**STATED EXERCISE:** Please write out the lines of the data exactly, beginning with the first and ending with the line containing "22.500 22 15v4.500c6"; leave the pictures behind.

**GIVEN DATA:**
· · · · · · ·

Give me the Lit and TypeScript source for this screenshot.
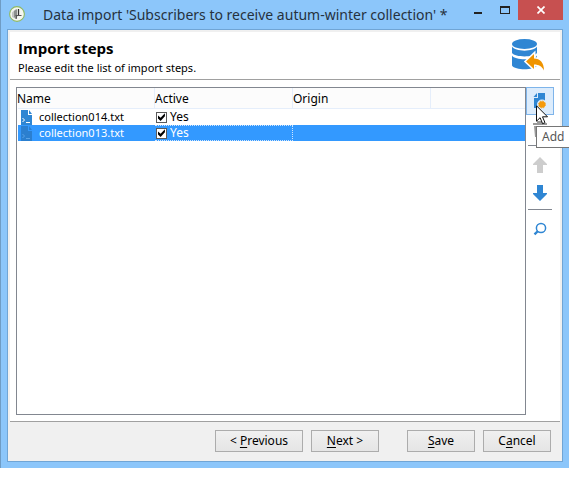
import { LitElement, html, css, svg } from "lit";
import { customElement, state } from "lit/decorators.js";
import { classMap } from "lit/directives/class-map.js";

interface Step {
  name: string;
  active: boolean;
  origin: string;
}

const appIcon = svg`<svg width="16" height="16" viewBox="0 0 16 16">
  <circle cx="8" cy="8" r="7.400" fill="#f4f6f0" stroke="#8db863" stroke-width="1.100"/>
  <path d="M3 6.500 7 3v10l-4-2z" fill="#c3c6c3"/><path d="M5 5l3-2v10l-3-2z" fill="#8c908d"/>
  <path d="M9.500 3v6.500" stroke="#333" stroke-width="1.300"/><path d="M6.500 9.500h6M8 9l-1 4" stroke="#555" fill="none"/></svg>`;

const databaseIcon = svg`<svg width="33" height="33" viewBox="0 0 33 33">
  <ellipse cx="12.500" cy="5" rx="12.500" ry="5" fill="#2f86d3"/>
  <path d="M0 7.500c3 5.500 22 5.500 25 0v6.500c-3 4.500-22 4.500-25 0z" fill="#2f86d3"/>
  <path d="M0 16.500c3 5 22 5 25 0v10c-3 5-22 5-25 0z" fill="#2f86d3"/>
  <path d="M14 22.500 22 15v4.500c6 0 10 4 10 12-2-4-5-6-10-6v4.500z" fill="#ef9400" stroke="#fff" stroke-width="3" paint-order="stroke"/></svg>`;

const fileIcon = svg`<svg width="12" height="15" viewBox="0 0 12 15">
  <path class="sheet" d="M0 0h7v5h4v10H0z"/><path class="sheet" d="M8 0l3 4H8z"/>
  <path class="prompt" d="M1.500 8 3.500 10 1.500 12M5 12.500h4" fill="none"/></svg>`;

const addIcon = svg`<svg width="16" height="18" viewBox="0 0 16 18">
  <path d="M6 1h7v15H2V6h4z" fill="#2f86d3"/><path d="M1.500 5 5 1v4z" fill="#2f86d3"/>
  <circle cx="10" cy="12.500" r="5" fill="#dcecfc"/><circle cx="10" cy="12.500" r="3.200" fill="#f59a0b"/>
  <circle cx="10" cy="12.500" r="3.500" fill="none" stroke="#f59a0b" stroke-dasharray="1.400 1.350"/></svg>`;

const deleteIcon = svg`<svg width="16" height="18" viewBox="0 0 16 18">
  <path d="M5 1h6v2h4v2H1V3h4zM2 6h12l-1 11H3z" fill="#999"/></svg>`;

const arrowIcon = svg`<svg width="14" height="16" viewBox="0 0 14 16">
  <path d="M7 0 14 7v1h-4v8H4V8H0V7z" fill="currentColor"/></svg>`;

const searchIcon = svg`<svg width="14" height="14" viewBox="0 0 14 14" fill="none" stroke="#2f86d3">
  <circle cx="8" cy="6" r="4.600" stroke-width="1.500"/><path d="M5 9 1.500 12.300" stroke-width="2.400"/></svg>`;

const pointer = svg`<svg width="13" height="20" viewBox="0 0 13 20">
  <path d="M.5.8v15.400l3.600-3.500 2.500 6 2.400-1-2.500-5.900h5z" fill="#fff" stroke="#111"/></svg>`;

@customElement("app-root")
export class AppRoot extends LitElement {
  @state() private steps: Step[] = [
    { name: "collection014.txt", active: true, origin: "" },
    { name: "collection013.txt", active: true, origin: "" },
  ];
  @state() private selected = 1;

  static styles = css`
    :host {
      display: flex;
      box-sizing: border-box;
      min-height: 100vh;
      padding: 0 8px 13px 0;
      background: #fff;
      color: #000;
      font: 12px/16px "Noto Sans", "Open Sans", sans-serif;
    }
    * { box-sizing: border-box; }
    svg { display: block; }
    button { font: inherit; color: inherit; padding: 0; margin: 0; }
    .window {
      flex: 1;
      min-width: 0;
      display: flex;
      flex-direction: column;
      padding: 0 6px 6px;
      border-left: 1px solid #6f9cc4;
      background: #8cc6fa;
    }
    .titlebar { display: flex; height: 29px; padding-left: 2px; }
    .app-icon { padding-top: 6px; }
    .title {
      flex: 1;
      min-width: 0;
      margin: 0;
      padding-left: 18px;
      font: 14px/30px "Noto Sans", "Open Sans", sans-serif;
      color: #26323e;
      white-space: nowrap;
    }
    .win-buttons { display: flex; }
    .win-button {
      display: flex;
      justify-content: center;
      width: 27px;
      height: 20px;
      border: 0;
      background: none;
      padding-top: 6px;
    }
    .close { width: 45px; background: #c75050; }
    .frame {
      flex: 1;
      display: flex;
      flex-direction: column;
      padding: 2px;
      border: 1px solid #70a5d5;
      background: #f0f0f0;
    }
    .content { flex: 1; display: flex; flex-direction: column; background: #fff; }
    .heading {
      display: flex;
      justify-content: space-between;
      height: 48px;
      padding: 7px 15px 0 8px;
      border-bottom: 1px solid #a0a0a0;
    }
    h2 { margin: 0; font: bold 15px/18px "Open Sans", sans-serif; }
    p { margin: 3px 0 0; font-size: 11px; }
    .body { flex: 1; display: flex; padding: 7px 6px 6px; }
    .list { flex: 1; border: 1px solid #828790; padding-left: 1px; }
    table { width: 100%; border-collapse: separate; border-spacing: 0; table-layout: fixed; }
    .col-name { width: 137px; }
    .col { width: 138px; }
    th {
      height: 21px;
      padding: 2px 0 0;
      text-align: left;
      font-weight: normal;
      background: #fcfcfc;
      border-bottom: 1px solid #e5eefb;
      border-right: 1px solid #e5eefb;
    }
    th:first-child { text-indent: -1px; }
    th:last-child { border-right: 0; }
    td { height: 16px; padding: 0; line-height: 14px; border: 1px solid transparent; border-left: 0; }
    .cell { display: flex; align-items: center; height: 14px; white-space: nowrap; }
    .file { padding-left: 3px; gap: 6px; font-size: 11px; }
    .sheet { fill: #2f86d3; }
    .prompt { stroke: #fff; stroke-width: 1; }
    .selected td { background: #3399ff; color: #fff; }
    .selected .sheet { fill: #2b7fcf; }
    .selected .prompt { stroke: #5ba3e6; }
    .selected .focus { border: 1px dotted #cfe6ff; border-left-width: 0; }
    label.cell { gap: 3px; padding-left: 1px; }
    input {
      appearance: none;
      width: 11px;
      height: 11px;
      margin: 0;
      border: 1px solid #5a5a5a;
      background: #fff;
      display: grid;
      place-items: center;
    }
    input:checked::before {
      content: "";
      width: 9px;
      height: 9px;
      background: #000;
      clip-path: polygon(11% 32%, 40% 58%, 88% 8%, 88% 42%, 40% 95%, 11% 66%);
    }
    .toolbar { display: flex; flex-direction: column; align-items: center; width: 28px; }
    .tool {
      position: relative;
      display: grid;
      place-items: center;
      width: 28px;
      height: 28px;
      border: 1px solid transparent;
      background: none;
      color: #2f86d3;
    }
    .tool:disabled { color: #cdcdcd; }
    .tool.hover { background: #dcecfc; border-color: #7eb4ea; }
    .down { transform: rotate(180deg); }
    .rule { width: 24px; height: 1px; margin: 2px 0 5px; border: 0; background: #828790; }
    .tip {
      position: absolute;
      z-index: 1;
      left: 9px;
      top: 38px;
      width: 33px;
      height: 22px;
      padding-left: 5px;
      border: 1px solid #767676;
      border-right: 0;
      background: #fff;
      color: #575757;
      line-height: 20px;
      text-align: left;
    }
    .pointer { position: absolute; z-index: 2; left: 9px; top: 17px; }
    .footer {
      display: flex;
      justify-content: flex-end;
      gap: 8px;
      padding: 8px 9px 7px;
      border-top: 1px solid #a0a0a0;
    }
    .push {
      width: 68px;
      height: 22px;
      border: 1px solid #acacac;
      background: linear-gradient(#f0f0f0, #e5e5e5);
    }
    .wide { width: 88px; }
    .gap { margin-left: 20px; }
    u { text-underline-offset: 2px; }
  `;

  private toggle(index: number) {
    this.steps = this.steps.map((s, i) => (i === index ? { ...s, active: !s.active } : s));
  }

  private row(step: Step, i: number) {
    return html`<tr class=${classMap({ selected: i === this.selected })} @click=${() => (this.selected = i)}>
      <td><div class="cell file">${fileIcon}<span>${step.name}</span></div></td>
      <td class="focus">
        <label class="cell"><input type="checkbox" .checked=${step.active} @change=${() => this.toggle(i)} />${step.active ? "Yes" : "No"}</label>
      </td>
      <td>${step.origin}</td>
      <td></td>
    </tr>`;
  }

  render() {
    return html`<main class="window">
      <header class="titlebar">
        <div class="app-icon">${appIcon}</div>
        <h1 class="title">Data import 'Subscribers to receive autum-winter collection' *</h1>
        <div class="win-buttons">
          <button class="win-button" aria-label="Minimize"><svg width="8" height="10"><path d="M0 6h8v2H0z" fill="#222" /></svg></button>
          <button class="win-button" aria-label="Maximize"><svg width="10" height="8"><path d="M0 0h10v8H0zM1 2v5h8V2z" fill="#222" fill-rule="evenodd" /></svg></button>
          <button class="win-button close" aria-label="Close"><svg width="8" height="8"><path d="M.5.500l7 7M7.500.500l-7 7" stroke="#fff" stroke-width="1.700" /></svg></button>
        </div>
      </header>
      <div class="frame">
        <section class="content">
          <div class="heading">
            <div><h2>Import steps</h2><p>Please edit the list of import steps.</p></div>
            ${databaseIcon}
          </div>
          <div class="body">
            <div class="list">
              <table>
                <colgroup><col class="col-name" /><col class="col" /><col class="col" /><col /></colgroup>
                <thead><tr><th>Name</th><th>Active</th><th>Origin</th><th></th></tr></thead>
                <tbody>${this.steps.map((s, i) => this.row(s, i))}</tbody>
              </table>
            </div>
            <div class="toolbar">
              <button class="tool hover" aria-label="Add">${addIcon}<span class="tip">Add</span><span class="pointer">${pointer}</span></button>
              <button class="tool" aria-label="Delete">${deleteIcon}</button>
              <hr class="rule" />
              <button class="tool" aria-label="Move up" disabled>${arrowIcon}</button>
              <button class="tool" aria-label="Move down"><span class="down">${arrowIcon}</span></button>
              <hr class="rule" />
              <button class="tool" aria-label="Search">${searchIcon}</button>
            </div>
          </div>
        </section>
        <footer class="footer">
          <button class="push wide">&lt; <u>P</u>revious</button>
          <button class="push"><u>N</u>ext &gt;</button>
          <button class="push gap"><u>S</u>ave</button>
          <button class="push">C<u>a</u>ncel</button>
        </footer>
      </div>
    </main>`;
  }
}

· · · · · · ·

**WRITTEN RESPONSE:**
Give me the Lit and TypeScript source for this screenshot.
import { LitElement, html, css, svg } from "lit";
import { customElement, state } from "lit/decorators.js";
import { classMap } from "lit/directives/class-map.js";

interface Step {
  name: string;
  active: boolean;
  origin: string;
}

const appIcon = svg`<svg width="16" height="16" viewBox="0 0 16 16">
  <circle cx="8" cy="8" r="7.400" fill="#f4f6f0" stroke="#8db863" stroke-width="1.100"/>
  <path d="M3 6.500 7 3v10l-4-2z" fill="#c3c6c3"/><path d="M5 5l3-2v10l-3-2z" fill="#8c908d"/>
  <path d="M9.500 3v6.500" stroke="#333" stroke-width="1.300"/><path d="M6.500 9.500h6M8 9l-1 4" stroke="#555" fill="none"/></svg>`;

const databaseIcon = svg`<svg width="33" height="33" viewBox="0 0 33 33">
  <ellipse cx="12.500" cy="5" rx="12.500" ry="5" fill="#2f86d3"/>
  <path d="M0 7.500c3 5.500 22 5.500 25 0v6.500c-3 4.500-22 4.500-25 0z" fill="#2f86d3"/>
  <path d="M0 16.500c3 5 22 5 25 0v10c-3 5-22 5-25 0z" fill="#2f86d3"/>
  <path d="M14 22.500 22 15v4.500c6 0 10 4 10 12-2-4-5-6-10-6v4.500z" fill="#ef9400" stroke="#fff" stroke-width="3" paint-order="stroke"/></svg>`;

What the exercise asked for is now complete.